White student arrested after allegedly contaminating her black roommate with bodily fluids

The accused boasted of her actions via Instagram

Published November 2, 2017 4:04PM (EDT)

University of Hartford student Brianna Brochu, charged with smearing body fluids on her roommate's belongings. (West Hartford Police Department)
University of Hartford student Brianna Brochu, charged with smearing body fluids on her roommate's belongings. (West Hartford Police Department)

A white student at the University of Hartford in Connecticut has been charged with criminal mischief and breach of peace after she posted an Instagram message bragging about how she terrorized her black roommate for over a month.
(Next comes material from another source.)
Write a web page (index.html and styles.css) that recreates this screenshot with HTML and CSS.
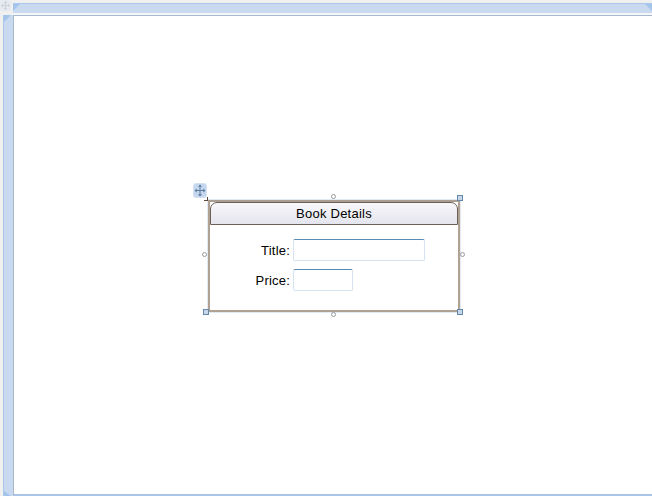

The student under arrest, Brianna Brochu, 18, was also expelled from the university.

The since deleted post read:

After one and a half months spitting in her coconut oil, putting moldy clam dip in her lotions, rubbing used tampons on her backpack, putting her toothbrush places where the sun doesn’t shine, and so much more, I can finally say goodbye to Jamaican Barbie

Authorities said they arrested and charged Brochu after she turned herself in. Brochu has already confessed to charges of third-degree criminal mischief and second-degree breach of peace, each of which carry a maximum sentence of six months in prison. On Wednesday, police announced they were requesting that Brochu also be charged with intimidation based on bigotry or bias, a felony crime, The New York Times reported.

Chennel Rowe, who goes by "Jazzy" on social media, posted the allegations to Facebook in a video, spurring the hashtag #JusticeforJazzy. In the video, Rowe claims that since she moved into college, she began to get sick.
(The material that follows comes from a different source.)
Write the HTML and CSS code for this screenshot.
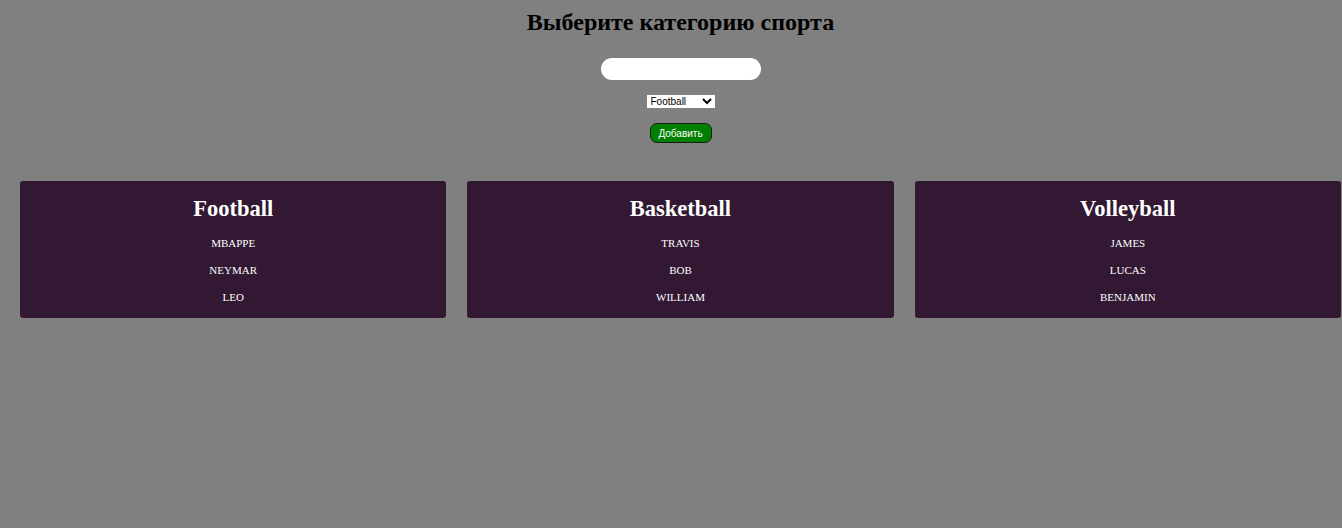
FILE: index.html
```html
<!DOCTYPE html>
<html lang="ru">
<head>
<meta charset="utf-8">
<title>Спорт</title>
<link rel="stylesheet" href="styles.css">
</head>
<body>
<div class="page">
  <div class="top">
    <h1 class="title">Выберите категорию спорта</h1>
    <input class="name-input" type="text">
    <select class="sport-select">
      <option>Football</option>
      <option>Basketball</option>
      <option>Volleyball</option>
    </select>
    <button class="add-btn">Добавить</button>
  </div>
  <div class="cards">
    <div class="card">
      <h2 class="card-title">Football</h2>
      <p class="player">MBAPPE</p>
      <p class="player">NEYMAR</p>
      <p class="player">LEO</p>
    </div>
    <div class="card">
      <h2 class="card-title">Basketball</h2>
      <p class="player">TRAVIS</p>
      <p class="player">BOB</p>
      <p class="player">WILLIAM</p>
    </div>
    <div class="card">
      <h2 class="card-title">Volleyball</h2>
      <p class="player">JAMES</p>
      <p class="player">LUCAS</p>
      <p class="player">BENJAMIN</p>
    </div>
  </div>
</div>
</body>
</html>
```
FILE: styles.css
```css
html, body {
  margin: 0;
  padding: 0;
  background: #808080;
  font-family: "Liberation Serif", "Times New Roman", serif;
}
.page {
  padding: 0 1px 0 20px;
}
.top {
  display: flex;
  flex-direction: column;
  align-items: center;
  padding-top: 8px;
}
.title {
  margin: 0;
  font-size: 24px;
  font-weight: bold;
  line-height: 28px;
  color: #000;
}
.name-input {
  margin-top: 22px;
  width: 160px;
  height: 22px;
  box-sizing: border-box;
  border: none;
  border-radius: 11px;
  background: #fff;
  padding: 0 10px;
  outline: none;
}
.sport-select {
  margin-top: 15px;
  width: 68px;
  height: 13px;
  box-sizing: border-box;
  font-family: "Liberation Sans", Arial, sans-serif;
  font-size: 10px;
  padding: 0;
  border: none;
  border-radius: 0;
  background: #fff;
  color: #000;
}
.add-btn {
  margin-top: 15px;
  width: 62px;
  height: 20px;
  box-sizing: border-box;
  background: #008000;
  color: #fff;
  border: 1px solid #1a1a1a;
  border-radius: 7px;
  font-family: "Liberation Sans", Arial, sans-serif;
  font-size: 10px;
  padding: 0;
}
.cards {
  display: flex;
  gap: 21px;
  margin-top: 38px;
}
.card {
  flex: 1;
  height: 137px;
  box-sizing: border-box;
  background: #321832;
  border-radius: 3px;
  color: #fff;
  text-align: center;
  padding-top: 15px;
}
.card-title {
  margin: 0 0 8px;
  font-size: 22.5px;
  line-height: 26px;
  font-weight: bold;
}
.player {
  margin: 0;
  font-size: 11px;
  line-height: 27px;
}
```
"It started with throat pain. I thought maybe because it’s colder up here, I’m just probably catching a cold," she said. "It got to the point where I had extreme throat pain that I couldn’t sleep, to the point where I couldn’t speak." Rowe says she went to the campus health center, which conducted three tests and prescribed her antibiotics.

Rowe said things were so uncomfortable between her and her roommate that she decided to move out, because she felt "unwanted in my own room." She described being both ignored and disrespected. Rowe said if she was in the room trying to do work, her roommate would come in and turn off all the lights.

During the moving process, two RAs alerted Rowe to Brochu's Instagram post. They also sent her screenshots of pictures allegedly documenting what Brochu did to her belongings. These images included photographs of bloodstains on Rowe's backpack.

University of Hartford president Gregory S. Woodward condemned Brochu's actions in a statement. "Let me be clear: the accused student’s behavior was reprehensible and does not reflect the values of our institution. Let me also be clear that I am confident the University has taken all steps to pursue this matter seriously, and will continue to do so," he wrote.

A survey conducted by the Pew Research Center in 2009 found that young and old people alike think "the younger generation is more racially tolerant than their elders," adding, "more than two decades of Pew Research surveys confirm that assessment."

But this incident proves that bigotry is unlikely to simply die out as older generations pass (though such a belief has certainly been used to minimize young people of color's experiences with racism in higher-learning institutions nationwide). Stories such as the one above suggest that a passive approach to abolishing racism, waiting it out, may be insufficient. Indeed, believing that bigotry will simply pass with time and patience may serve instead to preserve it.

After all, white people across all economic, education, gender and age groups supported Donald Trump in the 2016 election, despite his hateful rhetoric or, in some cases, because of it.